画像クレジット: Image via The Verge — AI. Used under fair use for news commentary. · source
SpaceX has formally agreed to acquire Cursor, the AI-powered coding platform, for $60 billion, making it one of the largest software acquisitions in recent memory and confirming what many in the industry had suspected since April: Musk isn't done spending.
The deal was announced in an SEC filing on June 16th, 2026, just days after SpaceX's massive IPO. According to The Verge, the company expects the acquisition to close in the third quarter of 2026. SpaceX had already telegraphed the move back in April, when it locked in a peculiar arrangement: either buy Cursor for $60 billion or pay a $10 billion breakup fee. They were essentially waiting for the IPO to land before pulling the trigger.
Sixty billion dollars. For a coding assistant. I've covered tech since the 90s and I'll be honest, the numbers still make my eyes water sometimes.
So What Is SpaceX Actually Buying Here
Cursor is, at its core, an AI-assisted coding environment. Developers use it to write, debug, and ship code faster, with AI doing a lot of the heavy lifting on boilerplate and error-checking. It's genuinely useful software, and it has a loyal user base. But the $60 billion price tag isn't really about the product as it exists today. It's about where Musk wants to take it.
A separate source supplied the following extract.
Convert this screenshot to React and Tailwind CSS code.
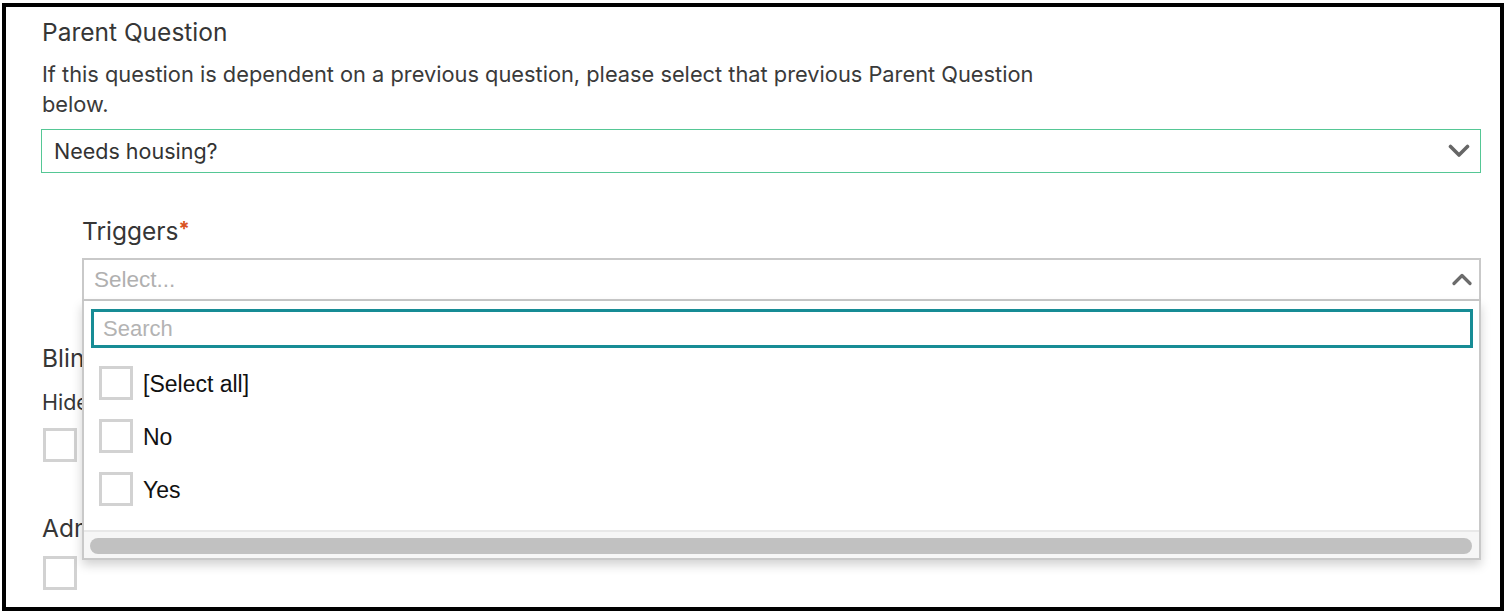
import React from "react";

function ChevronDown() {
  return (
    <svg width="22" height="14" viewBox="0 0 22 14" className="block">
      <polyline points="2.5,2.5 11,11 19.5,2.5" fill="none" stroke="#666666" strokeWidth="3.6" strokeLinecap="round" strokeLinejoin="round" />
    </svg>
  );
}

function ChevronUp() {
  return (
    <svg width="20" height="13" viewBox="0 0 20 13" className="block">
      <polyline points="2,10.5 10,2.5 18,10.5" fill="none" stroke="#6b6b6b" strokeWidth="3.2" strokeLinecap="round" strokeLinejoin="round" />
    </svg>
  );
}

function Box() {
  return <div className="w-[34px] h-[34px] border-[3px] border-[#d2d2d2] bg-white shrink-0" />;
}

export default function App() {
  const sans = { fontFamily: "Inter, 'Noto Sans', sans-serif" };
  const helv = { fontFamily: "'Liberation Sans', Arial, sans-serif" };
  return (
    <div className="w-[1506px] h-[614px] bg-white overflow-hidden">
      <div className="ml-[2px] mt-[3px] w-[1502px] h-[608px] border-4 border-black overflow-hidden">
        <div className="pl-[35px] pt-[9px] text-[#363636]" style={sans}>
          <div className="text-[24.5px] leading-[32px] pl-[1px]">Parent Question</div>
          <div className="mt-[11px] text-[21.8px] leading-[30px] max-w-[1010px] pl-[1px] text-[#3a3a3a]">
            If this question is dependent on a previous question, please select that previous Parent Question below.
          </div>
          <div className="mt-[10px] w-[1440px] h-[44px] border border-[#55c795] flex items-center justify-between pl-[12px] pr-[10px]">
            <span className="text-[21.5px] text-[#333]">Needs housing?</span>
            <ChevronDown />
          </div>

          <div className="relative">
            <div className="ml-[41px] mt-[42px]">
              <div className="text-[24.5px] leading-[32px]">
                Triggers<span className="text-[#d9531e] text-[20px] font-bold align-top leading-[28px]">*</span>
              </div>
              <div className="relative mt-[11px] w-[1399px]">
                <div className="h-[43px] border-2 border-[#c9c9c9] flex items-center justify-between pl-[10px] pr-[7px]">
                  <span className="text-[22.5px] text-[#b0b0b0]" style={helv}>Select...</span>
                  <ChevronUp />
                </div>
                <div className="absolute left-0 right-0 top-full z-10 bg-white border-2 border-t-0 border-[#c9c9c9] shadow-[0_5px_10px_rgba(0,0,0,0.18)]" style={helv}>
                  <div className="pt-[8px] pl-[7px] pr-[6px]">
                    <div className="h-[39px] border-[3px] border-[#178c95] flex items-center pl-[9px]">
                      <span className="text-[22px] text-[#b3b3b3]">Search</span>
                    </div>
                  </div>
                  <div className="pt-[8px] pb-[15px] pl-[15px]">
                    {["[Select all]", "No", "Yes"].map((t) => (
                      <div key={t} className="h-[53px] flex items-center gap-[10px]">
                        <Box />
                        <span className="text-[23px] text-[#111] pt-[3px]">{t}</span>
                      </div>
                    ))}
                  </div>
                  <div className="border-t-2 border-[#e8e8e8] bg-[#f6f6f6] pt-[6px] pb-[4px] pl-[6px] pr-[7px]">
                    <div className="h-[16px] rounded-full bg-[#c1c1c1]" />
                  </div>
                </div>
              </div>
            </div>

            <div className="mt-[41px] text-[24.5px] leading-[32px] pl-[1px]">Blinded</div>
            <div className="mt-[13px] text-[21.5px] leading-[30px] pl-[1px]">Hide this question's answers from reviewers</div>
            <div className="mt-[11px] ml-[2px]"><Box /></div>
            <div className="mt-[50px] text-[24.5px] leading-[32px] pl-[1px]">Admin only</div>
            <div className="mt-[12px] ml-[2px]"><Box /></div>
          </div>
        </div>
      </div>
    </div>
  );
}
The strategic logic, as best as I can piece it together, goes something like this. SpaceX is a sprawling operation now, rockets and satellites and social media and whatever else gets added to the pile next week. To compete seriously with Anthropic and OpenAI in the enterprise AI market, you need sticky developer tools. Cursor is exactly that. Get developers building on your AI infrastructure through a tool they already love, and you've got a pipeline that's very hard for competitors to dislodge.